#### GIVEN INFORMATION:
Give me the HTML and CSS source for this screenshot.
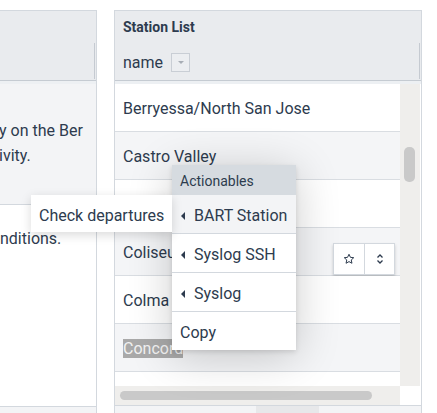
FILE: index.html
```html
<!DOCTYPE html>
<html>
<head>
<meta charset="utf-8">
<link rel="stylesheet" href="styles.css">
</head>
<body>
<div class="page">
  <section class="panel left">
    <div class="p-head">
      <div class="p-title"></div>
      <div class="p-filter"></div>
    </div>
    <div class="p-gap"></div>
    <div class="l-body">
      <div class="l-block shade"><p>y on the Ber<br>ivity.</p></div>
      <div class="l-block plain"><p>nditions.</p></div>
    </div>
    <div class="p-foot"></div>
  </section>

  <section class="panel right">
    <div class="p-head">
      <div class="p-title">Station List</div>
      <div class="p-filter"><span>name</span><span class="dd"><span class="dd-caret"></span></span></div>
    </div>
    <div class="p-gap"></div>
    <div class="grid-area">
      <div class="rows-col">
        <div class="rows">
          <div class="row">Berryessa/North San Jose</div>
          <div class="row alt">Castro Valley</div>
          <div class="row"></div>
          <div class="row alt hover">Coliseum
            <div class="row-tools">
              <button class="tool">
                <svg width="12" height="12" viewBox="0 0 24 24"><path d="M12 2.5l2.9 6.2 6.6.7-5 4.5 1.4 6.6L12 17.2l-5.9 3.3 1.4-6.6-5-4.5 6.6-.7z" fill="none" stroke="#2d3b4e" stroke-width="2" stroke-linejoin="round"/></svg>
              </button>
              <button class="tool">
                <svg width="10" height="12" viewBox="0 0 10 12"><path d="M2.5 4.5L5 2l2.5 2.5M2.5 7.5L5 10l2.5-2.5" fill="none" stroke="#2d3b4e" stroke-width="1.3"/></svg>
              </button>
            </div>
          </div>
          <div class="row">Colma</div>
          <div class="row alt"><span class="sel">Concord</span></div>
          <div class="row"></div>
        </div>
        <div class="hscroll"><div class="hthumb"></div></div>
      </div>
      <div class="vcol">
        <div class="vtrack"><div class="vthumb"></div></div>
        <div class="corner"></div>
      </div>
    </div>
    <div class="p-foot"><div class="foot-block"></div></div>
  </section>

  <div class="menu">
    <div class="menu-head">Actionables</div>
    <div class="menu-item active"><span class="caret"></span>BART Station</div>
    <div class="menu-item"><span class="caret"></span>Syslog SSH</div>
    <div class="menu-item"><span class="caret"></span>Syslog</div>
    <div class="menu-item last">Copy</div>
  </div>
  <div class="submenu">Check departures</div>
</div>
</body>
</html>
```

FILE: styles.css
```css
* { box-sizing: border-box; }
html, body { margin: 0; padding: 0; background: #fff; }
body {
  font-family: Roboto, "Noto Sans", sans-serif;
  color: #2d3b4e;
  width: 437px;
  height: 413px;
  overflow: hidden;
}
.page {
  position: relative;
  display: flex;
  gap: 17px;
  padding-top: 10px;
  height: 413px;
}
.panel {
  border: 1px solid #d3d8de;
  border-bottom: none;
  display: flex;
  flex-direction: column;
  background: #fff;
}
.panel.left { width: 97px; border-left: none; }
.panel.right { width: 308px; }

.p-head {
  background: #e9ebee;
  height: 70px;
  border-bottom: 1px solid #c5cbd2;
  display: flex;
  flex-direction: column;
}
.p-title {
  height: 32px;
  padding: 8px 0 0 8px;
  font-size: 14px;
  font-weight: 700;
  line-height: 16px;
}
.p-filter {
  flex: 1;
  margin-right: 1px;
  border-right: 1px solid #c5cad1;
  margin-bottom: 1px;
  display: flex;
  align-items: center;
  gap: 8px;
  padding: 4px 0 0 8px;
  font-size: 16px;
}
.dd {
  width: 19px;
  height: 19px;
  border: 1px solid #c9ced5;
  background: #eceef1;
  display: flex;
  align-items: center;
  justify-content: center;
  margin-top: -1px;
}
.dd-caret {
  width: 0; height: 0;
  border-left: 3.5px solid transparent;
  border-right: 3.5px solid transparent;
  border-top: 3.5px solid #a7adb5;
}
.p-gap { height: 3px; background: #edf0f3; }

/* left */
.l-body { flex: 1; display: flex; flex-direction: column; }
.l-block p { margin: 0; font-size: 16px; line-height: 25px; white-space: nowrap; }
.l-block.shade {
  height: 121px;
  background: #f3f4f6;
  border-bottom: 1px solid #d3d8de;
  padding-top: 34px;
  margin-left: -1px;
}
.l-block.plain { flex: 1; padding-top: 21px; }
.p-foot {
  height: 8px;
  border-top: 1px solid #d3d8de;
  background: #f3f4f6;
}
.panel.left .p-foot { height: 7px; }

/* right */
.grid-area { display: flex; height: 322px; }
.rows-col { width: 285px; display: flex; flex-direction: column; }
.rows { height: 302px; overflow: hidden; }
.row {
  position: relative;
  height: 48px;
  border-bottom: 1px solid #d9dde2;
  padding: 2px 0 0 8px;
  font-size: 16px;
  line-height: 45px;
  white-space: nowrap;
  background: #fff;
}
.row.alt { background: #f4f5f7; }
.sel { background: #a9a9a9; color: #f2f2f2; }
.row-tools {
  position: absolute;
  top: 15px;
  right: 5px;
  display: flex;
  background: #fff;
  border: 1px solid #d3d8de;
  box-shadow: 0 2px 3px rgba(0,0,0,0.18);
}
.tool {
  width: 30px;
  height: 30px;
  border: none;
  background: #fff;
  padding: 0;
  display: flex;
  align-items: center;
  justify-content: center;
}
.tool + .tool { border-left: 1px solid #d3d8de; }
.hscroll {
  height: 19px;
  background: #efeeec;
  padding: 5px 28px 0 5px;
}
.hthumb { height: 9px; border-radius: 5px; background: #c9c9c9; }
.vcol { width: 21px; display: flex; flex-direction: column; }
.vtrack {
  height: 302px;
  background: #efeeec;
  width: 20px;
  padding: 63px 0 0 4px;
}
.vthumb { width: 11px; height: 35px; border-radius: 5px; background: #c9c9c9; }
.corner { flex: 1; background: #fff; }
.foot-block { margin-left: 141px; width: 63px; height: 100%; background: #e7e8ea; }

/* menu */
.menu {
  position: absolute;
  left: 172px;
  top: 165px;
  width: 124px;
  background: #fff;
  box-shadow: 0 6px 45px rgba(0,0,0,0.2), 0 2px 5px rgba(0,0,0,0.12);
}
.menu-head {
  height: 30px;
  background: #d6dbe0;
  font-size: 14px;
  line-height: 30px;
  padding: 1px 0 0 8px;
}
.menu-item {
  height: 39px;
  border-bottom: 1px solid #d3d8de;
  font-size: 16px;
  line-height: 34px;
  padding: 4px 0 0 8px;
  display: flex;
  align-items: center;
  white-space: nowrap;
}
.menu-item.last { border-bottom: none; height: 38px; }
.menu-item.active { background: #f3f4f6; }
.caret {
  width: 0; height: 0;
  border-top: 4px solid transparent;
  border-bottom: 4px solid transparent;
  border-right: 4px solid #2d3b4e;
  margin: 0 9px 0 1px;
}
.submenu {
  position: absolute;
  left: 31px;
  top: 195px;
  width: 141px;
  height: 37px;
  background: #fff;
  font-size: 16px;
  line-height: 37px;
  padding: 2px 0 0 8px;
  white-space: nowrap;
  box-shadow: 0 3px 10px rgba(0,0,0,0.15);
}
```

#### INSTRUCTIONS TO FOLLOW:
Without the pictures, write out the whole listing above exactly as it appears.

#### SOLUTION TO THIS EXERCISE:
Give me the HTML and CSS source for this screenshot.
FILE: index.html
```html
<!DOCTYPE html>
<html>
<head>
<meta charset="utf-8">
<link rel="stylesheet" href="styles.css">
</head>
<body>
<div class="page">
  <section class="panel left">
    <div class="p-head">
      <div class="p-title"></div>
      <div class="p-filter"></div>
    </div>
    <div class="p-gap"></div>
    <div class="l-body">
      <div class="l-block shade"><p>y on the Ber<br>ivity.</p></div>
      <div class="l-block plain"><p>nditions.</p></div>
    </div>
    <div class="p-foot"></div>
  </section>

  <section class="panel right">
    <div class="p-head">
      <div class="p-title">Station List</div>
      <div class="p-filter"><span>name</span><span class="dd"><span class="dd-caret"></span></span></div>
    </div>
    <div class="p-gap"></div>
    <div class="grid-area">
      <div class="rows-col">
        <div class="rows">
          <div class="row">Berryessa/North San Jose</div>
          <div class="row alt">Castro Valley</div>
          <div class="row"></div>
          <div class="row alt hover">Coliseum
            <div class="row-tools">
              <button class="tool">
                <svg width="12" height="12" viewBox="0 0 24 24"><path d="M12 2.5l2.9 6.2 6.6.7-5 4.5 1.4 6.6L12 17.2l-5.9 3.3 1.4-6.6-5-4.5 6.6-.7z" fill="none" stroke="#2d3b4e" stroke-width="2" stroke-linejoin="round"/></svg>
              </button>
              <button class="tool">
                <svg width="10" height="12" viewBox="0 0 10 12"><path d="M2.5 4.5L5 2l2.5 2.5M2.5 7.5L5 10l2.5-2.5" fill="none" stroke="#2d3b4e" stroke-width="1.3"/></svg>
              </button>
            </div>
          </div>
          <div class="row">Colma</div>
          <div class="row alt"><span class="sel">Concord</span></div>
          <div class="row"></div>
        </div>
        <div class="hscroll"><div class="hthumb"></div></div>
      </div>
      <div class="vcol">
        <div class="vtrack"><div class="vthumb"></div></div>
        <div class="corner"></div>
      </div>
    </div>
    <div class="p-foot"><div class="foot-block"></div></div>
  </section>

  <div class="menu">
    <div class="menu-head">Actionables</div>
    <div class="menu-item active"><span class="caret"></span>BART Station</div>
    <div class="menu-item"><span class="caret"></span>Syslog SSH</div>
    <div class="menu-item"><span class="caret"></span>Syslog</div>
    <div class="menu-item last">Copy</div>
  </div>
  <div class="submenu">Check departures</div>
</div>
</body>
</html>
```

FILE: styles.css
```css
* { box-sizing: border-box; }
html, body { margin: 0; padding: 0; background: #fff; }
body {
  font-family: Roboto, "Noto Sans", sans-serif;
  color: #2d3b4e;
  width: 437px;
  height: 413px;
  overflow: hidden;
}
.page {
  position: relative;
  display: flex;
  gap: 17px;
  padding-top: 10px;
  height: 413px;
}
.panel {
  border: 1px solid #d3d8de;
  border-bottom: none;
  display: flex;
  flex-direction: column;
  background: #fff;
}
.panel.left { width: 97px; border-left: none; }
.panel.right { width: 308px; }

.p-head {
  background: #e9ebee;
  height: 70px;
  border-bottom: 1px solid #c5cbd2;
  display: flex;
  flex-direction: column;
}
.p-title {
  height: 32px;
  padding: 8px 0 0 8px;
  font-size: 14px;
  font-weight: 700;
  line-height: 16px;
}
.p-filter {
  flex: 1;
  margin-right: 1px;
  border-right: 1px solid #c5cad1;
  margin-bottom: 1px;
  display: flex;
  align-items: center;
  gap: 8px;
  padding: 4px 0 0 8px;
  font-size: 16px;
}
.dd {
  width: 19px;
  height: 19px;
  border: 1px solid #c9ced5;
  background: #eceef1;
  display: flex;
  align-items: center;
  justify-content: center;
  margin-top: -1px;
}
.dd-caret {
  width: 0; height: 0;
  border-left: 3.5px solid transparent;
  border-right: 3.5px solid transparent;
  border-top: 3.5px solid #a7adb5;
}
.p-gap { height: 3px; background: #edf0f3; }

/* left */
.l-body { flex: 1; display: flex; flex-direction: column; }
.l-block p { margin: 0; font-size: 16px; line-height: 25px; white-space: nowrap; }
.l-block.shade {
  height: 121px;
  background: #f3f4f6;
  border-bottom: 1px solid #d3d8de;
  padding-top: 34px;
  margin-left: -1px;
}
.l-block.plain { flex: 1; padding-top: 21px; }
.p-foot {
  height: 8px;
  border-top: 1px solid #d3d8de;
  background: #f3f4f6;
}
.panel.left .p-foot { height: 7px; }

/* right */
.grid-area { display: flex; height: 322px; }
.rows-col { width: 285px; display: flex; flex-direction: column; }
.rows { height: 302px; overflow: hidden; }
.row {
  position: relative;
  height: 48px;
  border-bottom: 1px solid #d9dde2;
  padding: 2px 0 0 8px;
  font-size: 16px;
  line-height: 45px;
  white-space: nowrap;
  background: #fff;
}
.row.alt { background: #f4f5f7; }
.sel { background: #a9a9a9; color: #f2f2f2; }
.row-tools {
  position: absolute;
  top: 15px;
  right: 5px;
  display: flex;
  background: #fff;
  border: 1px solid #d3d8de;
  box-shadow: 0 2px 3px rgba(0,0,0,0.18);
}
.tool {
  width: 30px;
  height: 30px;
  border: none;
  background: #fff;
  padding: 0;
  display: flex;
  align-items: center;
  justify-content: center;
}
.tool + .tool { border-left: 1px solid #d3d8de; }
.hscroll {
  height: 19px;
  background: #efeeec;
  padding: 5px 28px 0 5px;
}
.hthumb { height: 9px; border-radius: 5px; background: #c9c9c9; }
.vcol { width: 21px; display: flex; flex-direction: column; }
.vtrack {
  height: 302px;
  background: #efeeec;
  width: 20px;
  padding: 63px 0 0 4px;
}
.vthumb { width: 11px; height: 35px; border-radius: 5px; background: #c9c9c9; }
.corner { flex: 1; background: #fff; }
.foot-block { margin-left: 141px; width: 63px; height: 100%; background: #e7e8ea; }

/* menu */
.menu {
  position: absolute;
  left: 172px;
  top: 165px;
  width: 124px;
  background: #fff;
  box-shadow: 0 6px 45px rgba(0,0,0,0.2), 0 2px 5px rgba(0,0,0,0.12);
}
.menu-head {
  height: 30px;
  background: #d6dbe0;
  font-size: 14px;
  line-height: 30px;
  padding: 1px 0 0 8px;
}
.menu-item {
  height: 39px;
  border-bottom: 1px solid #d3d8de;
  font-size: 16px;
  line-height: 34px;
  padding: 4px 0 0 8px;
  display: flex;
  align-items: center;
  white-space: nowrap;
}
.menu-item.last { border-bottom: none; height: 38px; }
.menu-item.active { background: #f3f4f6; }
.caret {
  width: 0; height: 0;
  border-top: 4px solid transparent;
  border-bottom: 4px solid transparent;
  border-right: 4px solid #2d3b4e;
  margin: 0 9px 0 1px;
}
.submenu {
  position: absolute;
  left: 31px;
  top: 195px;
  width: 141px;
  height: 37px;
  background: #fff;
  font-size: 16px;
  line-height: 37px;
  padding: 2px 0 0 8px;
  white-space: nowrap;
  box-shadow: 0 3px 10px rgba(0,0,0,0.15);
}
```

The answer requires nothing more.